In questo senso si può iniziare a ragionare sul concetto di scuola come corpo. Che corpo ha la scuola? Di cosa è fatto? Come parla il corpo della scuola, se con questo intendiamo tutto ciò che accoglie, organizza, struttura, inquadra e informa l¹azione didattica? Il corpo della scuola è fatto di architetture, quindi di muri e di finestre, di aule, androni e corridoi, di ambienti comuni e luoghi per le attività specifiche, spazi interni ed esterni, volumi che si distribuiscono nel contesto urbano. È fatto di materiali e colori, di arredi e suppellettili, di oggetti più o meno didattici. La fisicità della scuola non è un dettaglio, è il corpo che lei indossa. Come scrive Umberto Galimberti (1987) è il corpo che dà abito (luogo) e che è, al tempo stesso abitato.

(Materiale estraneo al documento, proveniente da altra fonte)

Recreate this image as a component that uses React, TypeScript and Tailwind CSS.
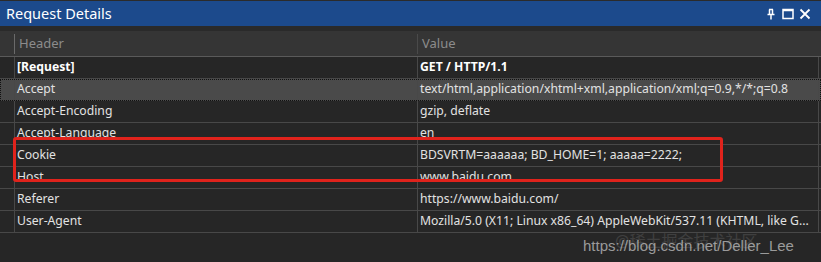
import React from "react";

const rows: { name: string; value: string; bold?: boolean; selected?: boolean }[] = [
  { name: "[Request]", value: "GET / HTTP/1.1", bold: true },
  { name: "Accept", value: "text/html,application/xhtml+xml,application/xml;q=0.9,*/*;q=0.8", selected: true },
  { name: "Accept-Encoding", value: "gzip, deflate" },
  { name: "Accept-Language", value: "en" },
  { name: "Cookie", value: "BDSVRTM=aaaaaa; BD_HOME=1; aaaaa=2222;" },
  { name: "Host", value: "www.baidu.com" },
  { name: "Referer", value: "https://www.baidu.com/" },
  { name: "User-Agent", value: "Mozilla/5.0 (X11; Linux x86_64) AppleWebKit/537.11 (KHTML, like G..." },
];

const App: React.FC = () => {
  return (
    <div
      className="relative w-[821px] h-[262px] overflow-hidden bg-[#262626] text-[12.2px] text-[#e2e2e2]"
      style={{ fontFamily: '"Noto Sans", "Noto Sans CJK SC", sans-serif' }}
    >
      {/* Title bar */}
      <div className="h-[26px] border-t border-[#2b2b2b] bg-[#1c4a8c] flex items-center justify-between pl-[6px] pr-[10px]">
        <span className="text-[14.5px] text-white leading-none">Request Details</span>
        <div className="flex items-center gap-[5px] text-white">
          <svg width="12" height="12" viewBox="0 0 12 12" fill="none" stroke="white" strokeWidth="1.5">
            <path d="M4 1.5h4M4.5 1.5v5M7.5 1.5v5M2.5 6.5h7M6 6.5v5" />
          </svg>
          <svg width="12" height="12" viewBox="0 0 12 12" fill="none" stroke="white">
            <rect x="1" y="1.5" width="10" height="9" strokeWidth="1.5" />
            <path d="M1 2.5h10" strokeWidth="1.5" />
          </svg>
          <svg width="12" height="12" viewBox="0 0 12 12" fill="none" stroke="white" strokeWidth="1.8">
            <path d="M1.5 1.5l9 9M10.5 1.5l-9 9" />
          </svg>
        </div>
      </div>
      <div className="h-[5px] bg-[#2a2a2a]" />

      {/* Column header */}
      <div className="grid grid-cols-[15px_403px_401px] h-[26px] bg-[#353535] border-b border-[#5a5a5a]">
        <div className="border-r border-[#6a6a6a] my-[3px]" />
        <div className="flex items-center pl-[4px] text-[13px] text-[#8c8c8c] border-r border-[#4a4a4a] my-[3px]">Header</div>
        <div className="flex items-center pl-[4px] text-[13px] text-[#8c8c8c]">Value</div>
      </div>

      {/* Rows */}
      {rows.map((r) => (
        <div
          key={r.name}
          className={`grid grid-cols-[15px_403px_401px] h-[22px] border-b border-[#484848] ${
            r.selected ? "bg-[#4a4a4a] outline-1 outline-dotted outline-offset-[-1px] outline-[#111]" : ""
          }`}
        >
          <div className="border-r border-[#484848]" />
          <div
            className={`flex items-center pl-[2px] border-r border-[#484848] whitespace-nowrap overflow-hidden ${
              r.bold ? "font-bold text-white" : ""
            }`}
          >
            {r.name}
          </div>
          <div
            className={`flex items-center pl-[2px] border-r border-[#484848] whitespace-nowrap overflow-hidden ${
              r.bold ? "font-bold text-white" : ""
            }`}
          >
            {r.value}
          </div>
        </div>
      ))}

      {/* Red highlight box */}
      <div className="absolute left-[13px] top-[137px] w-[710px] h-[45px] border-[3px] border-[#e0231c] rounded-[3px]" />

      {/* Watermark */}
      <div className="absolute left-[615px] top-[229px] text-[16px] text-[#d0d0d0] opacity-15 whitespace-nowrap">
        @稀土掘金技术社区
      </div>
      <div
        className="absolute left-[583px] top-[235px] text-[15px] text-[#b8b8b8] opacity-80 whitespace-nowrap"
        style={{ fontFamily: '"Liberation Sans", sans-serif' }}
      >
        https://blog.csdn.net/Deller_Lee
      </div>
    </div>
  );
};

export default App;
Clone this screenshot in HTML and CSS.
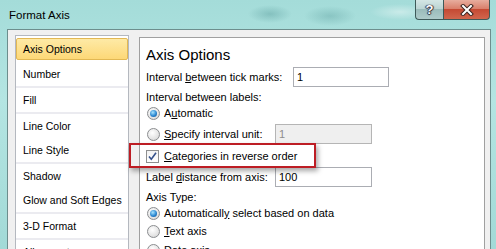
FILE: index.html
```html
<!DOCTYPE html>
<html lang="en">
<head>
  <meta charset="UTF-8">
  <meta name="viewport" content="width=device-width, initial-scale=1.0">
  <title>Format Axis</title>
  <link rel="stylesheet" href="styles.css">
</head>
<body>
  <div class="window">
    <div class="titlebar">
      <span class="title">Format Axis</span>
      <div class="caption-btns">
        <span class="cbtn help">?</span>
        <span class="cbtn close">
          <svg width="14" height="12" viewBox="0 0 14 12">
            <path d="M3 2 L11 10 M11 2 L3 10" stroke="#3a2420" stroke-width="4" stroke-linecap="square"/>
            <path d="M3 2 L11 10 M11 2 L3 10" stroke="#fff" stroke-width="2" stroke-linecap="square"/>
          </svg>
        </span>
      </div>
    </div>

    <div class="client">
      <!-- category list -->
      <ul class="nav">
        <li class="active">Axis Options</li>
        <li class="sep">Number</li>
        <li class="sep">Fill</li>
        <li>Line Color</li>
        <li class="sep">Line Style</li>
        <li>Shadow</li>
        <li class="sep">Glow and Soft Edges</li>
        <li class="sep">3-D Format</li>
        <li>Alignment</li>
      </ul>

      <!-- options page -->
      <div class="panel">
        <h2>Axis Options</h2>
        <div class="row r-tick">
          <span class="lbl lbl-wide">Interval <u>b</u>etween tick marks:</span>
          <input class="field field-tick" type="text" value="1" readonly>
        </div>
        <div class="row r-caption">Interval between labels:</div>
        <div class="row r-auto">
          <span class="radio on"></span><span>A<u>u</u>tomatic</span>
        </div>
        <div class="row r-specify">
          <span class="radio"></span><span class="lbl lbl-opt"><u>S</u>pecify interval unit:</span>
          <input class="field off" type="text" value="1" disabled>
        </div>
        <div class="row r-reverse">
          <span class="check">
            <svg width="11" height="11" viewBox="0 0 11 11"><path d="M2 5.5 L4.3 8.3 L9 1.8" fill="none" stroke="#34508a" stroke-width="1.6"/></svg>
          </span>
          <span><u>C</u>ategories in reverse order</span>
        </div>
        <div class="row r-distance">
          <span class="lbl lbl-std">Label <u>d</u>istance from axis:</span>
          <input class="field" type="text" value="100" readonly>
        </div>
        <div class="row r-caption r-type">Axis Type:</div>
        <div class="row r-auto">
          <span class="radio on"></span><span>Automaticall<u>y</u> select based on data</span>
        </div>
        <div class="row r-text">
          <span class="radio"></span><span><u>T</u>ext axis</span>
        </div>
        <div class="row r-date">
          <span class="radio"></span><span>D<u>a</u>te axis</span>
        </div>
      </div>
    </div>

    <div class="callout"></div>
  </div>
</body>
</html>
```

FILE: styles.css
```css
* { box-sizing: border-box; }
body { margin: 0; width: 496px; height: 249px; overflow: hidden; font-family: "Liberation Sans", Arial, sans-serif; font-size: 11px; color: #000; }

.window { position: relative; height: 249px; background:
  radial-gradient(ellipse 22px 9px at 270px 14px, rgba(70,140,140,.35), transparent),
  radial-gradient(ellipse 26px 10px at 330px 16px, rgba(70,140,140,.3), transparent),
  radial-gradient(ellipse 30px 8px at 400px 12px, rgba(255,255,255,.4), transparent),
  linear-gradient(180deg, #a4dcd9 0%, #b4e5e2 40%, #a2dad7 100%); }

.titlebar { height: 29px; display: flex; justify-content: space-between; align-items: flex-start; padding: 0 6px 0 9px; }
.title { padding-top: 9px; font-size: 11.5px; line-height: 13px; }
.caption-btns { display: flex; }
.cbtn { height: 20px; display: flex; align-items: center; justify-content: center; border: 1px solid #3e5a59; border-top: none; }
.help { width: 28px; border-right: none; border-radius: 0 0 0 4px; background: linear-gradient(#d4e6e5, #bcd5d4 45%, #9bbcbb 50%, #aecbca); color: #fff; font-weight: bold; font-size: 13px; text-shadow: 0 0 1px #223, 1px 0 1px #334, -1px 0 1px #334, 0 1px 1px #334; }
.close { width: 47px; border-radius: 0 0 4px 0; background: linear-gradient(#e7ad9e, #d9806c 45%, #c54a34 50%, #d1664d); }

.client { display: flex; align-items: flex-start; gap: 10px; height: 230px; margin: 0 5px 0 7px; padding: 5px 5px 0 7px; background: #f0f0f0; border: 1px solid #6d8e8d; border-bottom: none; }

.nav { list-style: none; margin: 0; padding: 2px 0 0; width: 114px; height: 240px; background: #fff; border: 1px solid #b4b8bf; font-size: 10.5px; }
.nav li { height: 24px; line-height: 24px; padding-left: 7px; white-space: nowrap; }
.nav li.sep { height: 26px; border-bottom: 2px solid #ebebf0; }
.nav li.active { height: 22px; line-height: 20px; padding-left: 6px; margin-bottom: 2px; border: 1px solid #e2b853; border-radius: 2px; background: linear-gradient(#feeaa6, #fdd877); }

.panel { width: 346px; height: 230px; margin-top: 2px; padding-left: 6px; background: #fff; border: 1px solid #a0a0a0; }
.panel h2 { margin: 0; padding-top: 8px; font-size: 15px; line-height: 18px; font-weight: normal; }

.row { display: flex; align-items: center; height: 20px; white-space: nowrap; }
.r-tick { margin-top: 3px; }
.r-caption { height: 18px; margin-top: 1px; }
.r-auto { height: 14px; }
.r-specify { margin-top: 4px; }
.r-reverse { margin-top: 2px; }
.r-distance { margin-top: 1px; }
.r-text { height: 18px; margin-top: 2px; }
.r-date { height: 18px; margin-top: 1px; }

.lbl-wide { width: 147px; }
.lbl-opt { width: 111px; }
.lbl-std { width: 129px; }

.field { width: 97px; height: 20px; margin: 0; padding: 0 3px; border: 1px solid #abadb3; font: inherit; color: #000; background: #fff; outline: none; }
.field-tick { width: 96px; }
.field.off { background: #efefef; color: #8d8d8d; border-color: #b5b5b5; }

.radio { flex: none; width: 13px; height: 13px; margin: 0 4px 0 1px; border-radius: 50%; border: 1px solid #8b8d90; background: radial-gradient(circle at 40% 35%, #fff, #e2e2e2 65%, #c9c9c9); display: flex; align-items: center; justify-content: center; }
.radio.on::after { content: ""; width: 7px; height: 7px; border-radius: 50%; background: radial-gradient(circle at 40% 35%, #a8e4ff, #2b88d2 55%, #0d4c8c); }

.check { flex: none; width: 13px; height: 13px; margin-right: 5px; border: 1px solid #8e8f8f; background: linear-gradient(#f2f2f2, #fff); display: flex; align-items: center; justify-content: center; }

.callout { position: absolute; left: 129px; top: 143px; width: 187px; height: 25px; border: 2px solid #bd1d24; box-shadow: 2px 3px 5px rgba(0,0,0,.35); }
```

La scuola si riconosce dunque come corpo: corpo che si ha, corpo che si è, corpo che racconta di abitudini e di stili di vita, di qualità e di impegni. Il corpo abitato di Galimberti, la zona di confine tra ciò che rappresenta il noi della scuola e ciò che va oltre. Un corpo dunque fatto di mattoni, di scelte architettoniche, di materiali, di arredi, di oggetti e suppellettili, che tutti quanti segnano le tracce di un discorso pedagogico-didattico di sicuro impatto, per quanto implicito possa essere.
Un dato da non trascurare e su cui vale la pena di impegnarsi tutti: architetti, ingegneri, designer, dirigenti insegnanti, amministratori. Ciascuno con le proprie competenze e resposabilità ma comunque protesi a dare alle scuole corpi e menti nuovi, sani e belli.